AI-Native Architecture: An Executive Decision Guide
A practical framework for executives on where AI runs, how it accesses enterprise knowledge, when models should be customized, and where automation should stop for human review — starting always with the lightest-cost lever that solves the problem.
Executive Summary
- AI architecture should be treated as a business design choice, not a single technology purchase.
- The most effective organizations apply the lightest-cost architectural lever that solves the problem before moving to more complex options.
- The core executive decisions are where AI runs, how it accesses enterprise knowledge, when models should be customized, and where automation should stop for human review.
- In most cases, the decision sequence should be: optimize prompting, add cached context, add a curated knowledge layer, use RAG only for dynamic data, and fine-tune only for repeatable behavior or footprint constraints.
- Governance is not a final step. Privacy, approval controls, auditability, and model-risk discipline should shape every layer of the stack.
The Executive Lens
Executive and Leadership teams do not need to choose between being ambitious about AI and being disciplined about risk. They do need a practical framework for deciding which architectural choice fits which business problem.
The most common mistake is treating every AI use case as if it requires a large integration program. In practice, many use cases can be addressed with better prompting or a lightweight knowledge layer.
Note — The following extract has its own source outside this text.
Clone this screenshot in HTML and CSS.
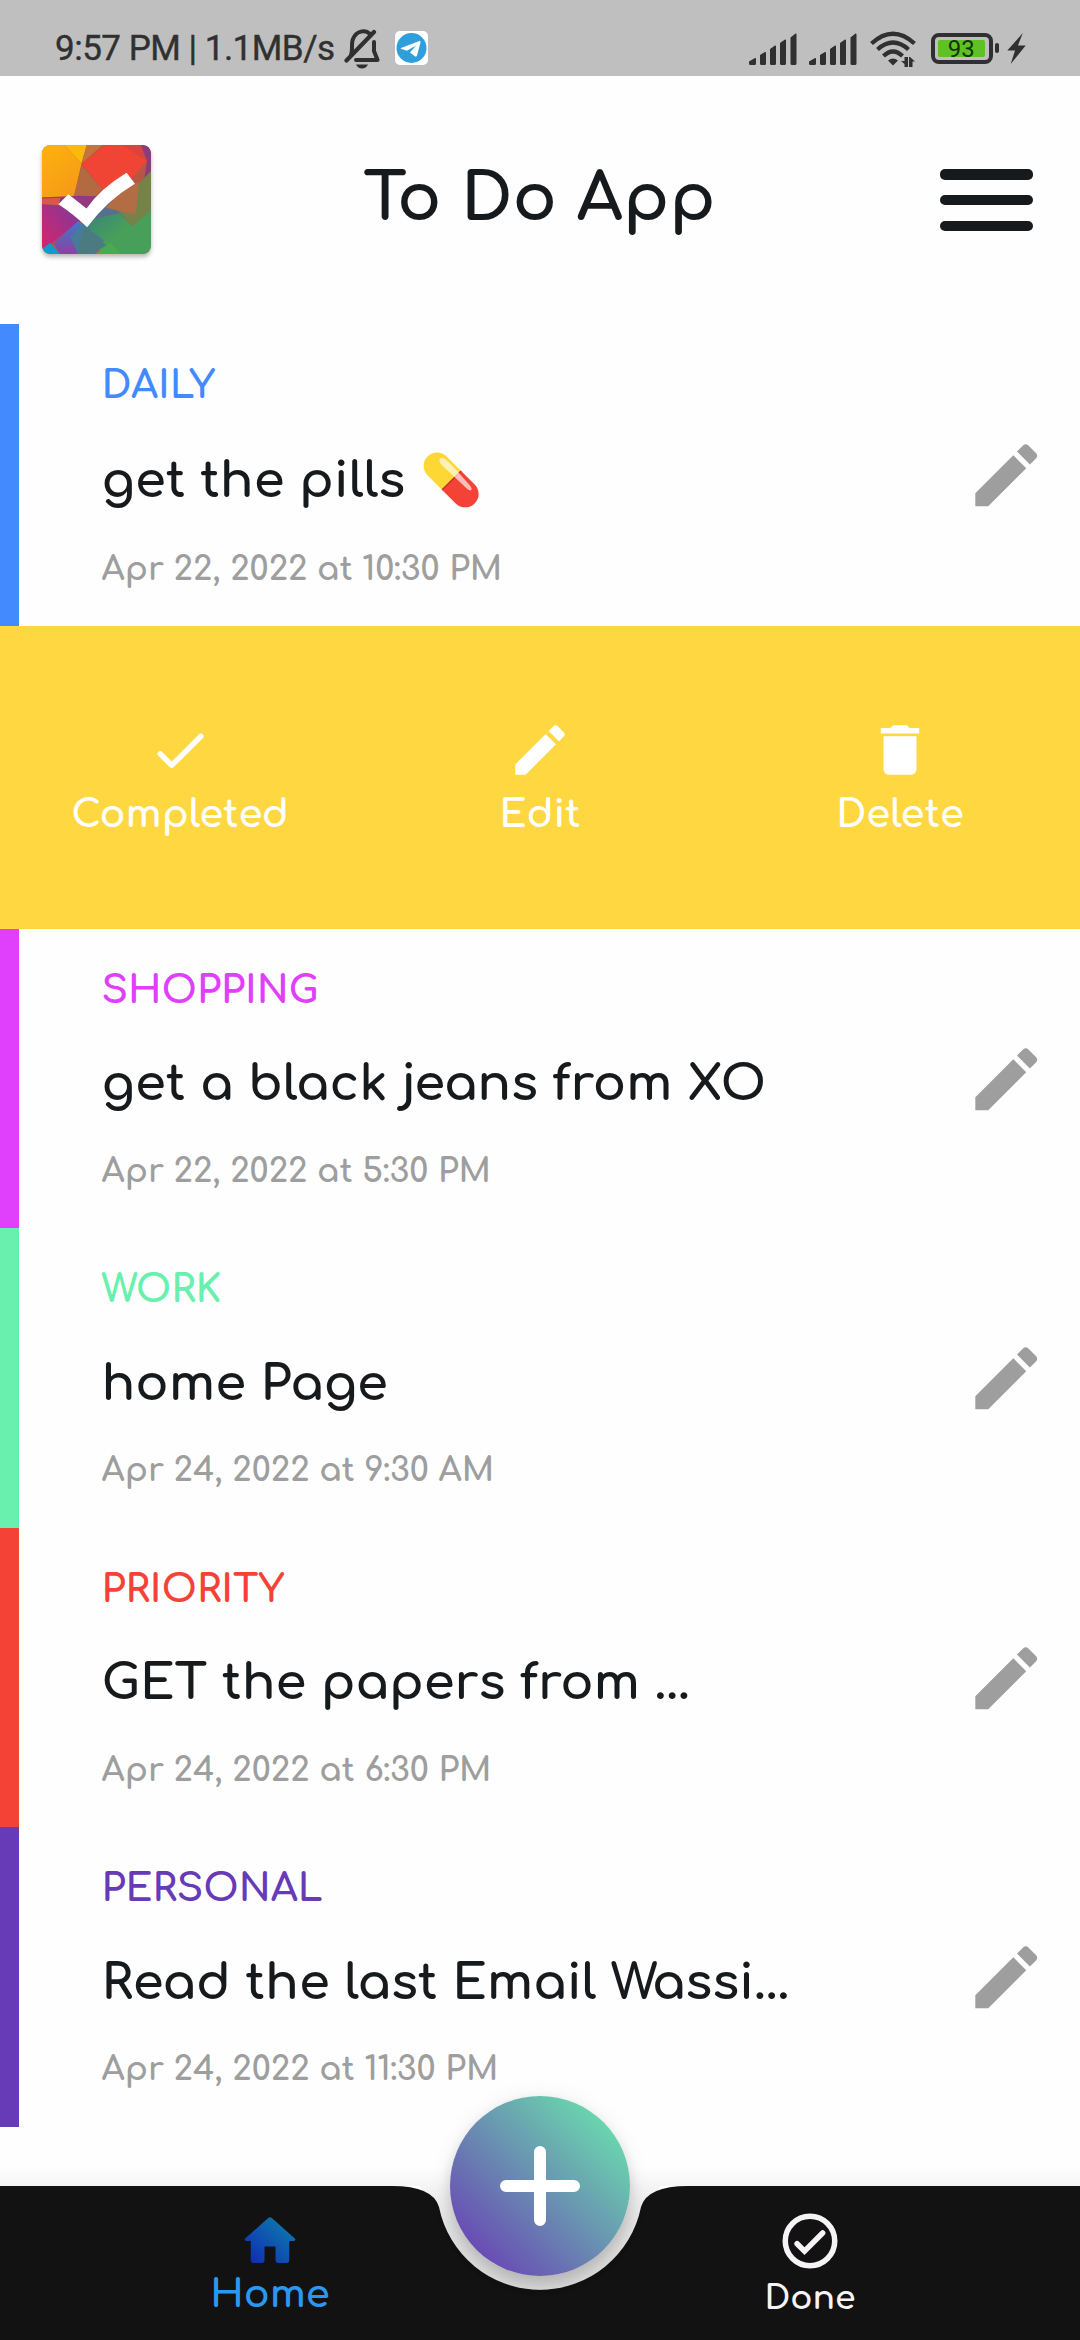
FILE: index.html
```html
<!DOCTYPE html>
<html lang="en">
<head>
<meta charset="utf-8">
<title>To Do App</title>
<link rel="stylesheet" href="styles.css">
</head>
<body>
<svg class="defs" width="0" height="0" aria-hidden="true">
  <symbol id="pencil" viewBox="0 0 24 24"><path d="M3 17.25V21h3.75L17.81 9.94l-3.75-3.75L3 17.25zM20.71 7.04c.39-.39.39-1.02 0-1.41l-2.34-2.34c-.39-.39-1.02-.39-1.41 0l-1.83 1.83 3.75 3.75 1.83-1.83z"/></symbol>
  <symbol id="signal" viewBox="0 0 48 32"><path d="M0 28.500l6-3.500q1-.5 1 1v4.500q0 1.500-1.500 1.500h-4q-1.500 0-1.500-1.500zM11 22l5-3q1-.5 1 1v10.500q0 1.500-1.500 1.500h-3q-1.500 0-1.500-1.500zM21 16l5-3.500q1-.5 1 1v17q0 1.500-1.500 1.500h-3q-1.500 0-1.500-1.500zM31 10l5-3.500q1-.5 1 1v23q0 1.500-1.500 1.500h-3q-1.500 0-1.500-1.500zM41.500 4.500l5-4q1-.5 1 1v29q0 1.500-1.500 1.500h-3q-1.500 0-1.500-1.500z"/></symbol>
</svg>
<div class="app">
  <header class="status">
    <div class="status-left">
      <span class="clock">9:57 PM | 1.1MB/s</span>
      <svg class="bell" viewBox="0 0 36 40">
        <path d="M7 26C9 21 7 14 9 10C12 2 21 0 26 5M30 13V22L33.500 31H12" fill="none" stroke="#303030" stroke-width="4" stroke-linecap="round" stroke-linejoin="round"/>
        <path d="M2.500 31.500L30 3" stroke="#303030" stroke-width="4.200" stroke-linecap="round"/>
        <path d="M12 35.500h12q-2 4-6 4t-6-4z" fill="#303030"/>
      </svg>
      <svg class="telegram" viewBox="0 0 33 34">
        <rect width="33" height="34" rx="5" fill="#fff"/>
        <circle cx="16.500" cy="17" r="15" fill="#2f9fdc"/>
        <path d="M6 17L24.500 10Q26 9.700 25.500 11.500L22 24.500Q21.300 26.500 19.500 25L15 21.500L21 14.500L12 19.700L6.500 18Q5 17.400 6 17z" fill="#fff"/>
      </svg>
    </div>
    <div class="status-right">
      <svg class="signal"><use href="#signal"/></svg>
      <svg class="signal"><use href="#signal"/></svg>
      <svg class="wifi" viewBox="0 0 46 37">
        <g fill="none" stroke="#303030" stroke-width="4.300">
          <path d="M1.500 12.500Q23 -7 44.500 12.500"/><path d="M7.500 18.500Q23 4.500 38.500 18.500"/><path d="M13.500 25Q23 16 32.500 25"/>
        </g>
        <path d="M18 29.500q5-4 10 0l-5 5zM34.500 26h3.500v10h-3.500v-3l-3.500-3h3.500zM40 26l5 4.500h-2.500v5.500h-3.500v-10z" fill="#303030"/>
      </svg>
      <div class="battery"><span class="level">93</span></div>
      <svg class="bolt" viewBox="0 0 19 32"><path d="M16 0L0 18H8L3.500 32L19 13H11z" fill="#303030"/></svg>
    </div>
  </header>

  <div class="topbar">
    <svg class="logo" viewBox="0 0 326 326">
      <defs>
        <clipPath id="tile"><rect width="326" height="326" rx="24"/></clipPath>
        <linearGradient id="amber" x1="0" y1="0" x2=".6" y2="1"><stop stop-color="#fcb40c"/><stop offset="1" stop-color="#f79a18"/></linearGradient>
        <linearGradient id="pink" x1="0" y1="1" x2="1" y2="0"><stop stop-color="#d8246c"/><stop offset="1" stop-color="#7a3a9c"/></linearGradient>
        <linearGradient id="green" x1="0" y1="0" x2="1" y2=".7"><stop stop-color="#387e80"/><stop offset=".6" stop-color="#479f5a"/></linearGradient>
        <linearGradient id="blue" x1="0" y1="0" x2="0" y2="1"><stop stop-color="#3e78d0"/><stop offset="1" stop-color="#8c419c"/></linearGradient>
      </defs>
      <g clip-path="url(#tile)">
        <rect width="326" height="326" fill="#b65644"/>
        <path d="M0 0H66L118 55L96 156L0 157z" fill="url(#amber)"/>
        <path d="M66 0H134L118 55z" fill="#fbb908"/>
        <path d="M134 0H182L118 55z" fill="#c0763c"/>
        <path d="M118 55L190 0H250L314 48L242 130L182 134z" fill="#f04534"/>
        <path d="M240 0H296L314 48z" fill="#d6453f"/>
        <path d="M296 0H326V90L306 100L314 48z" fill="#8c3c78"/>
        <path d="M118 60L180 132L130 185L94 156z" fill="#b36a40"/>
        <path d="M0 157L110 152L182 154L140 200L60 200L0 178z" fill="#94397f"/>
        <path d="M0 160L55 158L50 180L0 177z" fill="#d95848"/>
        <path d="M0 178L90 195L120 222L0 318z" fill="url(#pink)"/>
        <path d="M140 200L182 160L290 205L230 230L180 250L120 240z" fill="#54708c"/>
        <path d="M326 78V200L270 243L230 200L218 190z" fill="#758248"/>
        <path d="M190 188L225 150L290 110L280 208z" fill="#b36d45"/>
        <path d="M326 196V326H180L120 232L200 210L232 205L270 243z" fill="url(#green)"/>
        <path d="M35 293L108 228L140 245L110 326H52z" fill="url(#blue)"/>
        <path d="M85 275L118 235L185 285L160 326H108z" fill="#477b9b"/>
        <path d="M128 240L192 300L145 326H105z" fill="#4b7b81"/>
        <path d="M0 312L24 292L54 326H0z" fill="#0d9dc8"/>
        <path d="M160 326L206 292L238 326z" fill="#4aa951"/>
      </g>
      <path d="M49 177L79 147L133 190Q175 130 253 83L278 116Q195 165 135 246Q95 207 49 177z" fill="#fff"/>
    </svg>
    <h1 class="brand">To Do App</h1>
    <div class="menu"><i></i><i></i><i></i></div>
  </div>

  <main class="list">
    <article class="task daily tall">
      <div class="body"><div class="cat">DAILY</div><div class="name">get the pills <span class="emoji">💊</span></div><div class="date">Apr 22, 2022 at 10:30 PM</div></div>
      <svg class="pen"><use href="#pencil"/></svg>
    </article>
    <section class="actions">
      <div class="action"><svg viewBox="0 0 24 24"><path d="M9 16.200l-3.500-3.500a.984.984 0 0 0-1.400 0 .984.984 0 0 0 0 1.400l4.190 4.190c.39.39 1.020.39 1.410 0L20.300 7.700a.984.984 0 0 0 0-1.400.984.984 0 0 0-1.400 0L9 16.200z"/></svg><span>Completed</span></div>
      <div class="action"><svg><use href="#pencil"/></svg><span>Edit</span></div>
      <div class="action"><svg viewBox="0 0 24 24"><path d="M6 19c0 1.100.9 2 2 2h8c1.100 0 2-.9 2-2V7H6v12zM19 4h-3.500l-1-1h-5l-1 1H5v2h14V4z"/></svg><span>Delete</span></div>
    </section>
    <article class="task shopping">
      <div class="body"><div class="cat">SHOPPING</div><div class="name">get a black jeans from XO</div><div class="date">Apr 22, 2022 at 5:30 PM</div></div>
      <svg class="pen"><use href="#pencil"/></svg>
    </article>
    <article class="task work">
      <div class="body"><div class="cat">WORK</div><div class="name">home Page</div><div class="date">Apr 24, 2022 at 9:30 AM</div></div>
      <svg class="pen"><use href="#pencil"/></svg>
    </article>
    <article class="task priority">
      <div class="body"><div class="cat">PRIORITY</div><div class="name">GET the papers from ...</div><div class="date">Apr 24, 2022 at 6:30 PM</div></div>
      <svg class="pen"><use href="#pencil"/></svg>
    </article>
    <article class="task personal">
      <div class="body"><div class="cat">PERSONAL</div><div class="name">Read the last Email Wassi...</div><div class="date">Apr 24, 2022 at 11:30 PM</div></div>
      <svg class="pen"><use href="#pencil"/></svg>
    </article>
  </main>

  <nav class="nav">
    <svg class="nav-bg" viewBox="0 0 1080 184">
      <defs>
        <linearGradient id="shade" x1="0" y1="0" x2="0" y2="1"><stop stop-color="#000" stop-opacity="0"/><stop offset=".22" stop-color="#000" stop-opacity=".05"/><stop offset=".5" stop-color="#000" stop-opacity=".11"/><stop offset="1" stop-color="#000" stop-opacity=".14"/></linearGradient>
      </defs>
      <path d="M0 10H1080V30H660L640 80L600 133H480L440 80L420 30H0z" fill="url(#shade)"/>
      <path d="M0 30H392Q433 30 439 51A103 103 0 0 0 641 51Q647 30 688 30H1080V184H0z" fill="#121212"/>
    </svg>
    <div class="tab home">
      <svg viewBox="0 0 24 24">
        <defs><linearGradient id="roof" x1="0" y1="1" x2="1" y2="0"><stop offset=".1" stop-color="#1030b4"/><stop offset=".9" stop-color="#0d7cab"/></linearGradient></defs>
        <path fill="url(#roof)" d="M10 19v-5h4v5c0 .55.45 1 1 1h3c.55 0 1-.45 1-1v-7h1.700c.46 0 .68-.57.33-.87L12.670 3.600c-.38-.34-.96-.34-1.340 0l-8.360 7.530c-.34.3-.13.87.33.87H5v7c0 .55.45 1 1 1h3c.55 0 1-.45 1-1z"/>
      </svg>
      <span>Home</span>
    </div>
    <div class="tab done">
      <svg viewBox="0 0 24 24" fill="none" stroke="#f5f3f5" stroke-width="2"><circle cx="12" cy="12" r="9"/><path d="M7.300 13L10 15.700L16.600 9.100" stroke-linecap="round"/></svg>
      <span>Done</span>
    </div>
    <div class="fab"><svg viewBox="0 0 80 80"><path d="M6 40H74M40 6V74" stroke="#fff" stroke-width="12" stroke-linecap="round"/></svg></div>
  </nav>
</div>
</body>
</html>
```
FILE: styles.css
```css
* { box-sizing: border-box; }
body { margin: 0; background: #fefefe; font-family: "Comfortaa", "Quicksand", Lato, sans-serif; color: #171a1c; }
svg { display: block; flex: none; }
.defs { position: absolute; }
.app { width: 1080px; height: 2340px; display: flex; flex-direction: column; overflow: hidden; }

.status { height: 76px; background: #bfbfbf; color: #303030; display: flex; justify-content: space-between; padding: 29px 54px 0 55px; font-family: Roboto, sans-serif; }
.status-left, .status-right { display: flex; }
.clock { width: 289px; font-size: 35px; font-weight: 400; line-height: 40px; letter-spacing: -.5px; white-space: nowrap; -webkit-text-stroke: .4px #303030; }
.bell { width: 36px; height: 40px; }
.telegram { width: 33px; height: 34px; margin: 2px 0 0 15px; }
.signal { width: 48px; height: 32px; margin: 4px 12px 0 0; fill: #303030; }
.wifi { width: 46px; height: 37px; margin: 2px 15px 0 1px; }
.battery { position: relative; width: 62px; height: 31px; margin: 3.500px 14px 0 0; border: 4px solid #303030; border-radius: 8px; padding: 3.500px 4.500px 3.500px 3px; }
.battery::after { content: ""; position: absolute; right: -10px; top: 6.500px; width: 4px; height: 10px; border-radius: 2px; background: #303030; }
.level { display: block; height: 16.500px; background: #5fc224; border-radius: 2px; color: #14320a; font-size: 24px; line-height: 18px; text-align: center; }
.bolt { width: 19px; height: 31px; margin-top: 4px; }

.topbar { height: 248px; padding: 0 47px 0 42px; display: flex; align-items: center; justify-content: space-between; }
.logo { width: 109px; height: 109px; margin-bottom: 1px; border-radius: 8px; filter: drop-shadow(0 3px 2px rgba(0,0,0,.28)); }
.brand { margin: 0 12px 3px 0; font-size: 66px; font-weight: 700; line-height: 74px; }
.menu { width: 93px; height: 62px; display: flex; flex-direction: column; justify-content: space-between; }
.menu i { height: 10.500px; border-radius: 5px; background: #171a1c; }

.list { display: flex; flex-direction: column; }
.task { height: 299.600px; border-left: 19.500px solid; display: flex; justify-content: space-between; padding: 40px 33px 0 82.500px; }
.tall { height: 302px; }
.pen { width: 82.500px; height: 82.500px; margin-top: 69px; fill: #9e9e9e; }
.tall .pen { margin-top: 70px; }
.cat { font-size: 38.500px; font-weight: 700; line-height: 43px; }
.name { margin-top: 44.500px; font-size: 49.500px; font-weight: 700; line-height: 56px; color: #171a1c; white-space: nowrap; }
.emoji { font-size: 50px; line-height: 1; }
.date { margin-top: 40.500px; font-size: 33px; font-weight: 700; line-height: 37px; color: #9e9e9e; white-space: nowrap; }
.tall .name { height: 56px; margin-top: 45.500px; }
.tall .date { margin-top: 42px; }
.daily { color: #448aff; }
.shopping { color: #e040fb; }
.work { color: #69f0ae; }
.priority { color: #f44336; }
.personal { color: #673ab7; }

.actions { height: 302.600px; background: #ffd740; display: grid; grid-template-columns: repeat(3, 1fr); }
.action { display: flex; flex-direction: column; align-items: center; gap: 10px; padding-top: 91px; color: #fff; font-size: 38.500px; font-weight: 700; line-height: 43px; }
.action svg { width: 66px; height: 66px; fill: #fff; }

.nav { position: relative; height: 154px; margin-top: auto; display: grid; grid-template-columns: 1fr 1fr; }
.nav-bg { position: absolute; left: 0; top: -30px; width: 1080px; height: 184px; }
.tab { position: relative; display: flex; flex-direction: column; align-items: center; padding-top: 22px; font-weight: 700; }
.tab svg { width: 66px; height: 66px; }
.home { color: #2a98f0; font-size: 38.500px; line-height: 43px; }
.done { color: #f5f3f5; font-size: 33px; line-height: 37px; gap: 6px; }
.home svg { margin-bottom: -1px; }
.fab { position: absolute; left: 450px; top: -90px; width: 180px; height: 180px; border-radius: 50%; display: grid; place-items: center; background: linear-gradient(45deg, #694bb4 14%, #6ad6ae 86%); box-shadow: 0 8px 14px rgba(0,0,0,.14), 0 2px 22px rgba(0,0,0,.08); }
.fab svg { width: 80px; height: 80px; }
```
More complex approaches create value only when the business need justifies the added cost, operating burden, and control requirements.
Executive takeaway: Start with the simplest architecture that can deliver the required outcome, then add complexity only when the business case is clear.

1. Where to Run AI
Cloud API
What it is
Using models hosted by external providers through managed APIs.
When it fits
- Early experimentation
- Broad knowledge work
- Rapid time-to-market initiatives
Business upside
- Fast adoption
- Access to frontier models
- No infrastructure investment
Main risk
Recurring usage costs can scale quickly, and sensitive data handling requires careful legal, security, and vendor review.
Executive takeaway: Cloud-hosted AI is often the right starting point, but it should be governed as an operating expense with explicit data policies.
Private, Edge, or On-Premise Deployment
What it is
Running open-weight or privately hosted models on enterprise-controlled infrastructure.
When it fits
- Sensitive data environments
- Strict residency requirements
- Predictable high-volume workloads
- Low-latency operational settings
Business upside
- Stronger data control
- Predictable economics at scale
- Tighter integration with internal systems
Main risk
Higher implementation complexity, infrastructure ownership, and the need to manage model performance directly.
Executive takeaway: Private deployment is a strategic control decision, not a default optimization.
2. How AI Should Access Knowledge
Prompting: The First Lever
What it is
Improving instructions, structure, and examples without changing the model or adding new infrastructure.
When it fits
The model already has enough general knowledge, but the output is inconsistent or poorly aligned to business needs.
Business upside
- Lowest cost
- Fastest iteration
- Often the highest near-term return
Main risk
Teams may mistake prompting for a complete enterprise knowledge strategy.
Executive takeaway: Before funding larger architecture, confirm the problem cannot be solved with better prompting.
CAG: Cached Context for Stable Knowledge
What it is
Cache-Augmented Generation preloads stable, high-value information into the model context window.
When it fits
- Policy summaries
- Standards
- Playbooks
- Stable reusable knowledge
Business upside
- Simple architecture
- Fast responses
- Low operational overhead
Main risk
It does not scale well to large or frequently changing knowledge sets.
Executive takeaway: Use cached context when the knowledge is durable enough to preload and valuable enough to reuse repeatedly.
Curated Knowledge Layer
What it is
A maintained internal knowledge layer that synthesizes raw documents into concise, reusable assets.
When it fits
Leaders repeatedly need answers derived from large document sets.
Business upside
- Consistent interpretation
- Faster reuse
- Reduced repeated synthesis effort
Main risk
The curation process itself must be governed and continuously maintained.
Executive takeaway: When the same documents are interpreted repeatedly, compile the knowledge once and reuse it many times.
RAG: Retrieval for Dynamic Knowledge
What it is
Retrieval-Augmented Generation retrieves external content at query time and injects selected evidence into the model.
When it fits
- Dynamic operational data
- Frequently changing records
- Large distributed content stores
Business upside
- Better freshness
- Improved grounding
- Connection to changing enterprise reality
Main risk
Poor retrieval design increases latency, cost, and noise.
Executive takeaway: Reserve RAG for information that changes often enough to justify live retrieval.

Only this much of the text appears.